Buckeridge always found an outlet for acting, and perhaps as unexpected as the Norwegian success is his long period on the stage at Glyndebourne - not in any singing roles (that would be akin to gargling competitions in the Linbury Court dorm), but small, acting ones. Buckeridge's passion for the stage was part of an essential modesty: he was a quiet comedian, who continued to work - if slowly - despite the loss of an eye in old age.

Always good-humoured, never bitter at the fate of his work at the hands of publishers, he was graceful when asked to comment upon the all-eclipsing success of J.K. Rowling's Harry Potter books, whose success in inspiring children to reading continues a tradition set by Buckeridge: without exaggeration, there is something to be written about his influence upon post-war comedy.
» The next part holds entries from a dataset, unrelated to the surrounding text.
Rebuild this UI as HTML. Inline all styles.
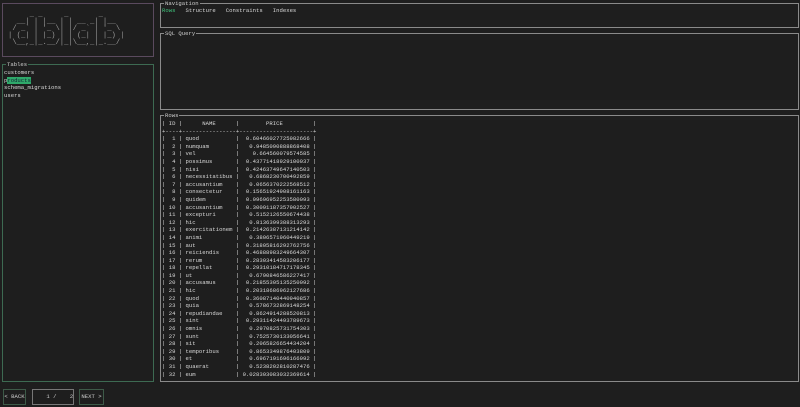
<!DOCTYPE html>
<html><head><meta charset="utf-8"><style>
*{margin:0;padding:0;box-sizing:border-box}
body{width:800px;height:407px;background:#1e1e1e;position:relative;overflow:hidden;font-family:"Liberation Mono",monospace;font-size:5.6px;line-height:7.6px;color:#d8d8d8}
.box{position:absolute;border:1px solid #8a8a8a}
.t{position:absolute;top:-4px;left:3px;background:#1e1e1e;padding:0 1px;color:#ccc;line-height:7px}
pre{font-family:inherit;margin:0;white-space:pre}
.btn{position:absolute;border:1px solid #3d5a48;color:#ccc;text-align:center;line-height:14px}
</style></head><body>
<div class="box" style="left:2px;top:3px;width:152px;height:54px;border-color:#5a4a5e"></div>
<pre style="position:absolute;left:8px;top:12px;font-size:7.2px;line-height:7px;color:#9a9a9a">     _ _     _       _
  __| | |__ | | __ _| |__
 / _` | '_ \| |/ _` | '_ \
| (_| | |_) | | (_| | |_) |
 \__,_|_.__/|_|\__,_|_.__/</pre>
<div class="box" style="left:2px;top:64px;width:152px;height:318px;border-color:#3d6a52"><span class="t">Tables</span>
<pre style="position:absolute;left:1px;top:4px">customers
p<span style="background:#2fa86a;color:#123">roducts</span>
schema_migrations
users</pre></div>
<div class="box" style="left:160px;top:3px;width:639px;height:25px"><span class="t">Navigation</span>
<pre style="position:absolute;left:1px;top:3px"><span style="color:#3fc07a">Rows</span>   Structure   Constraints   Indexes</pre></div>
<div class="box" style="left:160px;top:33px;width:639px;height:77px"><span class="t">SQL Query</span></div>
<div class="box" style="left:160px;top:115px;width:639px;height:267px"><span class="t">Rows</span>
<pre style="position:absolute;left:1px;top:4px">| ID |      NAME      |        PRICE         |
+----+----------------+----------------------+
|  1 | quod           |  0.60466027725982666 |
|  2 | numquam        |   0.9485090888868408 |
|  3 | vel            |    0.664560079574585 |
|  4 | possimus       |  0.43771418929100037 |
|  5 | nisi           |  0.42463749647140503 |
|  6 | necessitatibus |   0.6868230700492859 |
|  7 | accusantium    |   0.0656370222568512 |
|  8 | consectetur    |  0.15651924908161163 |
|  9 | quidem         |  0.09696952253580093 |
| 10 | accusantium    |  0.30091187357902527 |
| 11 | excepturi      |   0.5152126550674438 |
| 12 | hic            |   0.8136399388313293 |
| 13 | exercitationem |  0.21426387131214142 |
| 14 | animi          |   0.3806571960449219 |
| 15 | aut            |  0.31805816292762756 |
| 16 | reiciendis     |  0.46888983249664307 |
| 17 | rerum          |  0.28303414583206177 |
| 18 | repellat       |  0.29310184717178345 |
| 19 | ut             |   0.6790846586227417 |
| 20 | accusamus      |  0.21855305135250092 |
| 21 | hic            |  0.20318686962127686 |
| 22 | quod           |  0.36087140440940857 |
| 23 | quia           |   0.5786732869148254 |
| 24 | repudiandae    |   0.8624914288520813 |
| 25 | sint           |  0.29311424493789673 |
| 26 | omnis          |   0.2970825731754303 |
| 27 | sunt           |   0.7525730133056641 |
| 28 | sit            |   0.2065826654434204 |
| 29 | temporibus     |   0.8653349876403809 |
| 30 | et             |   0.6967191696166992 |
| 31 | quaerat        |   0.5238202810287476 |
| 32 | eum            | 0.028303083032369614 |</pre></div>
<div class="btn" style="left:3px;top:389px;width:23px;height:16px">&lt; BACK</div>
<div class="btn" style="left:32px;top:389px;width:42px;height:16px;border-color:#777"><pre style="line-height:14px">    1 /    2</pre></div>
<div class="btn" style="left:79px;top:389px;width:25px;height:16px">NEXT &gt;</div>
</body></html>
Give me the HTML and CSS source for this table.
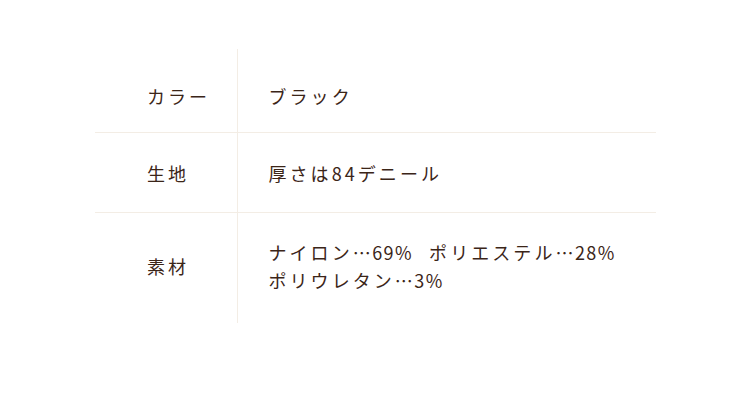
FILE: index.html
```html
<!DOCTYPE html>
<html lang="ja">
<head>
<meta charset="utf-8">
<link rel="stylesheet" href="styles.css">
</head>
<body>
<div class="wrap">
<table class="spec">
<tr class="r1"><th>カラー</th><td>ブラック</td></tr>
<tr class="r2"><th>生地</th><td>厚さは84デニール</td></tr>
<tr class="r3"><th>素材</th><td>ナイロン<span class="pct">…69%</span><span class="gap"></span>ポリエステル<span class="pct">…28%</span><br>ポリウレタン<span class="pct">…3%</span></td></tr>
</table>
</div>
</body>
</html>
```
FILE: styles.css
```css
html, body { margin: 0; padding: 0; background: #fff; }
body { font-family: "Noto Sans CJK JP", "Noto Sans", sans-serif; color: #3b2518; }
.wrap { padding: 49px 0 0 95px; }
.spec { border-collapse: collapse; width: 561px; }
.spec th, .spec td { font-size: 18px; font-weight: 400; line-height: 28px; letter-spacing: 0.17em; text-align: left; vertical-align: middle; padding: 26px 0 26px; }
.spec th { width: 142px; padding-left: 52px; box-sizing: border-box; border-right: 1px solid #f3ede5; }
.spec td { padding-left: 31px; }
.spec tr + tr th, .spec tr + tr td { border-top: 1px solid #f3ede5; }
.pct { letter-spacing: 0.08em; }
.gap { display: inline-block; width: 16px; }
.r1 th, .r1 td { padding-top: 33px; padding-bottom: 22px; }
.r2 th, .r2 td { padding-top: 26px; padding-bottom: 25px; }
.r3 th, .r3 td { padding-top: 25px; padding-bottom: 29px; }
```
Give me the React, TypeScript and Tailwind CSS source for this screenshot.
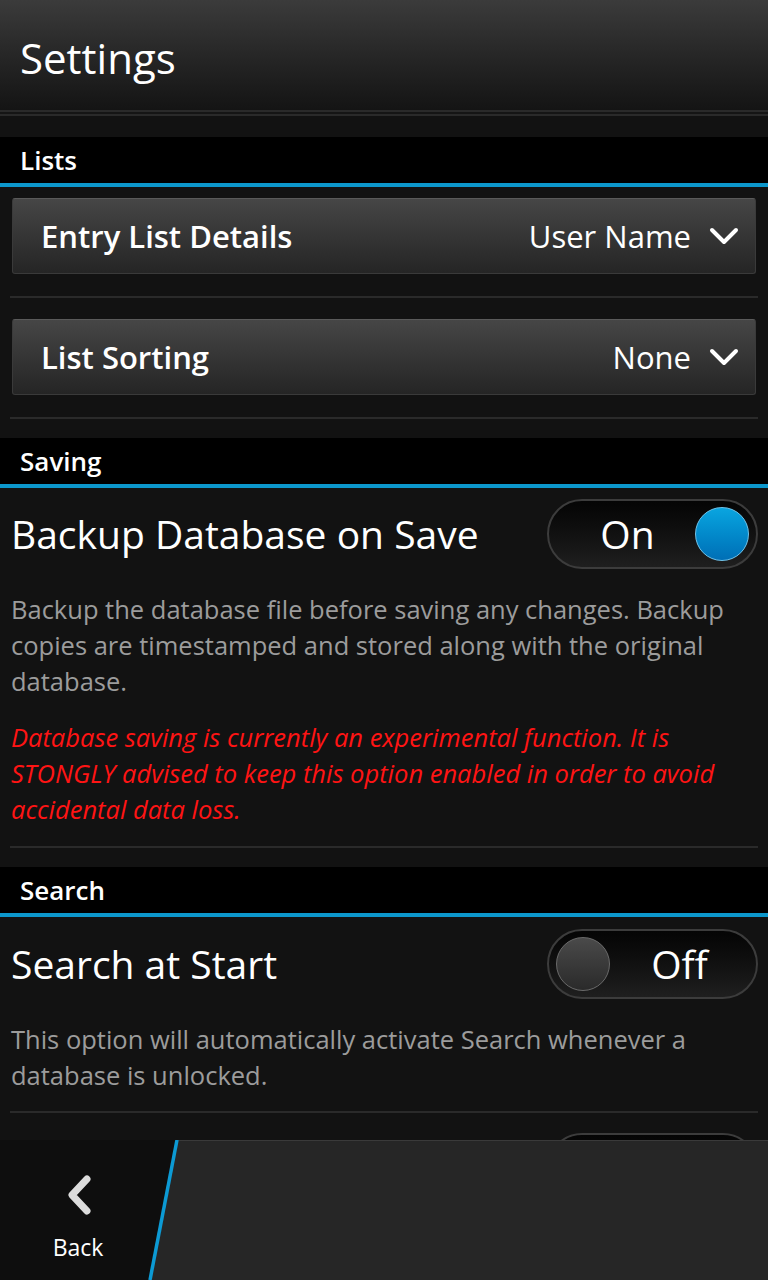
import React from 'react';

const font = { fontFamily: '"Open Sans", Lato, sans-serif' };

function SectionHeader({ title }: { title: string }) {
  return (
    <div>
      <div className="h-[46px] bg-black flex items-center pl-[20px] text-[26px] font-semibold text-white">{title}</div>
      <div className="h-[4px] bg-[#0c97cc]" />
    </div>
  );
}

function Separator() {
  return <div className="h-[2px] mx-[10px] bg-[#2a2a2a]" />;
}

function Chevron() {
  return (
    <svg width="30" height="20" viewBox="0 0 30 20" className="shrink-0">
      <path d="M3 4 L15 16 L27 4" fill="none" stroke="white" strokeWidth="4" strokeLinecap="round" strokeLinejoin="round" />
    </svg>
  );
}

function DropDown({ label, value }: { label: string; value: string }) {
  return (
    <div className="h-[76px] rounded-[3px] border border-[#3a3a3a] border-t-[#5a5a5a] bg-gradient-to-b from-[#464646] to-[#252525] flex items-center pl-[28px] pr-[16px]">
      <span className="text-[31px] font-semibold text-white flex-1">{label}</span>
      <span className="text-[31px] text-white mr-[18px]">{value}</span>
      <Chevron />
    </div>
  );
}

function ToggleShell({ children }: { children?: React.ReactNode }) {
  return (
    <div className="w-[211px] h-[70px] rounded-full border-2 border-[#3c3c3c] bg-gradient-to-b from-[#050505] to-[#1f1f1f] flex items-center px-[7px] shrink-0">
      {children}
    </div>
  );
}

function Toggle({ on }: { on: boolean }) {
  return (
    <ToggleShell>
      {on ? (
        <>
          <span className="flex-1 text-center text-[39px] text-white pl-[4px]">On</span>
          <div className="w-[54px] h-[54px] rounded-full border border-[#6fc3ea] bg-gradient-to-b from-[#0aa5e0] to-[#006fb6]" />
        </>
      ) : (
        <>
          <div className="w-[54px] h-[54px] rounded-full border border-[#6a6a6a] bg-gradient-to-b from-[#4a4a4a] to-[#2a2a2a]" />
          <span className="flex-1 text-center text-[39px] text-white">Off</span>
        </>
      )}
    </ToggleShell>
  );
}

function ToggleRow({ title, on }: { title: string; on: boolean }) {
  return (
    <div className="flex items-center justify-between pl-[11px] pr-[10px]">
      <span className="text-[39px] text-white">{title}</span>
      <Toggle on={on} />
    </div>
  );
}

export default function App() {
  return (
    <div className="w-full h-[1280px] bg-[#121212] flex flex-col overflow-hidden" style={font}>
      <header className="h-[110px] shrink-0 bg-gradient-to-b from-[#3b3b3b] to-[#141414] flex items-center pl-[20px]">
        <h1 className="text-[42px] text-white mt-[4px]">Settings</h1>
      </header>
      <div className="h-[2px] bg-[#2a2a2a]" />
      <div className="h-[2px] bg-[#151515]" />
      <div className="h-[2px] bg-[#2a2a2a]" />

      <main className="flex-1 overflow-hidden pt-[21px]">
        <SectionHeader title="Lists" />
        <div className="px-[12px] pt-[11px]">
          <DropDown label="Entry List Details" value="User Name" />
        </div>
        <div className="mt-[22px]"><Separator /></div>
        <div className="px-[12px] pt-[21px]">
          <DropDown label="List Sorting" value="None" />
        </div>
        <div className="mt-[22px]"><Separator /></div>

        <div className="mt-[19px]"><SectionHeader title="Saving" /></div>
        <div className="pt-[11px]">
          <ToggleRow title="Backup Database on Save" on={true} />
        </div>
        <p className="mt-[22px] px-[11px] text-[25.5px] leading-[36px] text-[#9c9c9c]">
          Backup the database file before saving any changes. Backup copies are timestamped and stored along with the original database.
        </p>
        <p className="mt-[20px] px-[11px] text-[25.5px] leading-[36px] text-[#ff1414] italic">
          Database saving is currently an experimental function. It is STONGLY advised to keep this option enabled in order to avoid accidental data loss.
        </p>
        <div className="mt-[19px]"><Separator /></div>

        <div className="mt-[19px]"><SectionHeader title="Search" /></div>
        <div className="pt-[12px]">
          <ToggleRow title="Search at Start" on={false} />
        </div>
        <p className="mt-[22px] px-[11px] text-[25.5px] leading-[36px] text-[#9c9c9c]">
          This option will automatically activate Search whenever a database is unlocked.
        </p>
        <div className="mt-[18px]"><Separator /></div>
        <div className="pt-[20px] flex justify-end pr-[10px]">
          <ToggleShell />
        </div>
      </main>

      <footer className="h-[140px] shrink-0 relative bg-[#0e0e0e]">
        <svg className="absolute inset-0" width="768" height="140" viewBox="0 0 768 140">
          <polygon points="177,0 768,0 768,140 150,140" fill="#262626" />
          <line x1="177" y1="0" x2="768" y2="0" stroke="#3a3a3a" strokeWidth="2" />
          <line x1="177" y1="0" x2="150" y2="140" stroke="#0c9ad4" strokeWidth="3.5" />
        </svg>
        <div className="relative w-[156px] h-full flex flex-col items-center pt-[34px]">
          <svg width="30" height="42" viewBox="0 0 30 42">
            <path d="M24 5 L9 21 L24 37" fill="none" stroke="#dcdcdc" strokeWidth="7" strokeLinecap="round" strokeLinejoin="round" />
          </svg>
          <span className="mt-[20px] text-[23px] text-white leading-none">Back</span>
        </div>
      </footer>
    </div>
  );
}
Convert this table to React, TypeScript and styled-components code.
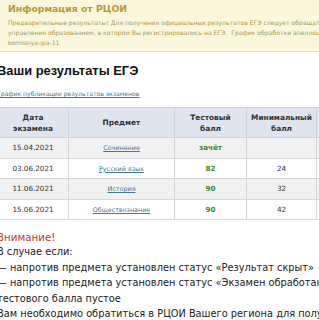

Stephen Fry is but one to have relished these dextrous farces.

They transcend such petty objections of including pounds, shilling and pence. From kindly Matron to remote Head (Martin Pemberton-Oakes), they all seem as real as ever, chaos resulting from one small event's colliding with another - and a rare adult life does not include some of that. Buckeridge set equal store by his novels about Rex Mulligan. High time, then, to catch up with these. One owes it to Buckeridge's spirit.

No clodpoll, he produced supersonic, lobsterous work which, if it had been aimed at adults, would have had him acclaimed as somewhere between Ben Hecht and Ben Travers.

After J.K. Rowling was honoured in 2000, Anthony Buckeridge was quoted as saying, "A children's author getting an OBE is way over the top." In the 2003 New Year's Honours List, however, at the age of 90, he too was appointed OBE. "It's very surprising," he said.